School systems should share their best practices as they examine lessons learned in an effort to champion educational excellence and equity

As schools share best practices, equity can emerge from the pandemic


School systems should share their best practices as they examine lessons learned in an effort to champion educational excellence and equity

Another school year is underway, and many of you may be feeling an overwhelming sense of déjà vu. Pandemic preparedness, mask mandates, quarantines–it’s starting to sound a lot like where we were last fall. But, luckily, it’s not.

Our public schools are not where they were at the start of the last school year. In fact, in terms of investment in new teaching and learning capabilities and student supports, we are currently leaps ahead of where we were in fall 2019, too–a not-so-distant past. Pushed by the pandemic, school systems and learners acquired new skills at a rapid pace. If we help them learn from each other and keep building upon these innovations, we will be in a new and better place this time next year.

This is the lesson of our recent white paper, “Launching Forward: Leveraging Pandemic Innovations to Advance School Systems.” In our research, we looked across U.S. school systems and found that through the hardship has come considerable growth. We didn’t want those lessons learned and innovations made to be lost; we didn’t want the hardship to be for naught.

So, we collected the stories and surfaced innovations. We talked to the experts.
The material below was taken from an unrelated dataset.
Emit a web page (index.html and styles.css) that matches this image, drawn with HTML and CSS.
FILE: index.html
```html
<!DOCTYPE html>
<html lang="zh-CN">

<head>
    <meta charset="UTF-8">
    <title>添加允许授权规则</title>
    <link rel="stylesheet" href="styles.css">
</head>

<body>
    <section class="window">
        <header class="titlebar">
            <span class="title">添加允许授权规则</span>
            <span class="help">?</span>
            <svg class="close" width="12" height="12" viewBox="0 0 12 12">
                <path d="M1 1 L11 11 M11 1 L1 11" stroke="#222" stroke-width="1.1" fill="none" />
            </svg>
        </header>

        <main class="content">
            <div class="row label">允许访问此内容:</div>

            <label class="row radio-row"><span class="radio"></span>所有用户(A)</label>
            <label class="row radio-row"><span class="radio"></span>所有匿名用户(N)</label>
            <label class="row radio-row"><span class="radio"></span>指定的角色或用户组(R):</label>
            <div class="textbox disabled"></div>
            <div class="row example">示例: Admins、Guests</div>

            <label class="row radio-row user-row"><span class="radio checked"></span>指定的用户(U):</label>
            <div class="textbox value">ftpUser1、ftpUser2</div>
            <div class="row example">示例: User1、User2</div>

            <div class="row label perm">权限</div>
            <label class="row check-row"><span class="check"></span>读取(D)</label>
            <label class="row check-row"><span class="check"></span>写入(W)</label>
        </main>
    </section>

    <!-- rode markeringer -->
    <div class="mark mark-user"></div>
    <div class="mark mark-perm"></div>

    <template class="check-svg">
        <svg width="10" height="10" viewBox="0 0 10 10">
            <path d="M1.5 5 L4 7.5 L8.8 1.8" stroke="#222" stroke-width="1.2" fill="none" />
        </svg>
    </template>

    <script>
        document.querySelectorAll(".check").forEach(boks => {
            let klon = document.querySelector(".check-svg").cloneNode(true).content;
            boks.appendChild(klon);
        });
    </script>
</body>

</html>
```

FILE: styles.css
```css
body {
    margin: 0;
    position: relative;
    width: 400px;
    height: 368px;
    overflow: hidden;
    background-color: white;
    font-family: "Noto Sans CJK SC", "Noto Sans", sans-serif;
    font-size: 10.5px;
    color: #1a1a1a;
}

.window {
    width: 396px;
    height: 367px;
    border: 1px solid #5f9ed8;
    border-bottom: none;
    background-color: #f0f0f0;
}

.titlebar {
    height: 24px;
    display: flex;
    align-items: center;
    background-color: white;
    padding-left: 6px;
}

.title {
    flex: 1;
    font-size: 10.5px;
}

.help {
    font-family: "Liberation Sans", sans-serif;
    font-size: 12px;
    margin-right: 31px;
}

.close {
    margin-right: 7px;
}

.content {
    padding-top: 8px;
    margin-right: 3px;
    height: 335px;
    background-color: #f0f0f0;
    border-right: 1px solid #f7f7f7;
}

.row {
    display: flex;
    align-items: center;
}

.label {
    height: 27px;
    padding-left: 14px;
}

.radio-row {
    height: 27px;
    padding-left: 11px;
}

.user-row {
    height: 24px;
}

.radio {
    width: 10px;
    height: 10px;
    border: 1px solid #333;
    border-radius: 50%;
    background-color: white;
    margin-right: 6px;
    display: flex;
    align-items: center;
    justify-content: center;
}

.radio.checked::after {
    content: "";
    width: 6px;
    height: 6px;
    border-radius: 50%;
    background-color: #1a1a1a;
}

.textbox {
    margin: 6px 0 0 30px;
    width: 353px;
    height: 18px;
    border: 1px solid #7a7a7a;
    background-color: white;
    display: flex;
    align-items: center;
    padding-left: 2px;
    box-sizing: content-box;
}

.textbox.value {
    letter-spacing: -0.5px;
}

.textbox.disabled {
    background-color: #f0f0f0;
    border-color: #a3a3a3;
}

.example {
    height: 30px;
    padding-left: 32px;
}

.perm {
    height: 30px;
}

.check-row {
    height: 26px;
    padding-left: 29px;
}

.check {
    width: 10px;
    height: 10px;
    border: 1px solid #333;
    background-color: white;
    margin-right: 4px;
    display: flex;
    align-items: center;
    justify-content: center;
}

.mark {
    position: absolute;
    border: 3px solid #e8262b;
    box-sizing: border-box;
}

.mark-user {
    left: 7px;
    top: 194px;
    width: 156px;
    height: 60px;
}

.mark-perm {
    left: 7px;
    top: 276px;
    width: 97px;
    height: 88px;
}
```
From that work, we identified patterns across schools and systems, and we collected those ideas to offer K-12 education leaders concrete actions in a broader Hop, Skip, Leapfrog toolkit for advancing excellence and equity for all students moving forward.

What we want is for a school system in New Hampshire to learn how the Austin Independent School District in Texas met the demand for digital materials by bringing together a cross-section of academic coaches to develop and roll out centrally vetted, standards-aligned course “blueprints”–because that, or at least a similar strategy, may work for them as they face this challenge too.

We want schools in Arizona to be aware of the work education leaders did in Nashville, Tennessee to reimagine the central office as a support hub for students, families, and schools–because the same kind of investment may pay dividends for their communities.

We want to connect the dots for school systems across the country, so that they learn from each other for the benefit of all students and teachers.

Some might argue that last year was just a blip–a once-in-a-lifetime set of circumstances that required unique, one-and-done solutions. But what our learning alongside school and system leaders has shown us is that the lessons learned are about much more than just navigating the pandemic.

As in other parts of our society, the pandemic simply laid bare deficiencies and inequalities in school districts nationwide–and it accelerated the need to address these deficits. To think of last year as a blip would be to imply that we were in a great spot before the pandemic, and, quite frankly, our public schools were not. Moreover, to think of it as a blip would be disrespectful to those who conquered the challenges of last year. We would be missing an opportunity to grow from it.

As we progress through this school year, the news cycle may look the same, but our education communities are not. Our students are not the same. School leaders, teachers, learners, and families proved that they can tackle the challenges of the pandemic and get to a new, different, and better place. We must move forward from where we are now. School systems should look to each other and embrace the lessons learned to drive greater educational excellence and equity for each and every child.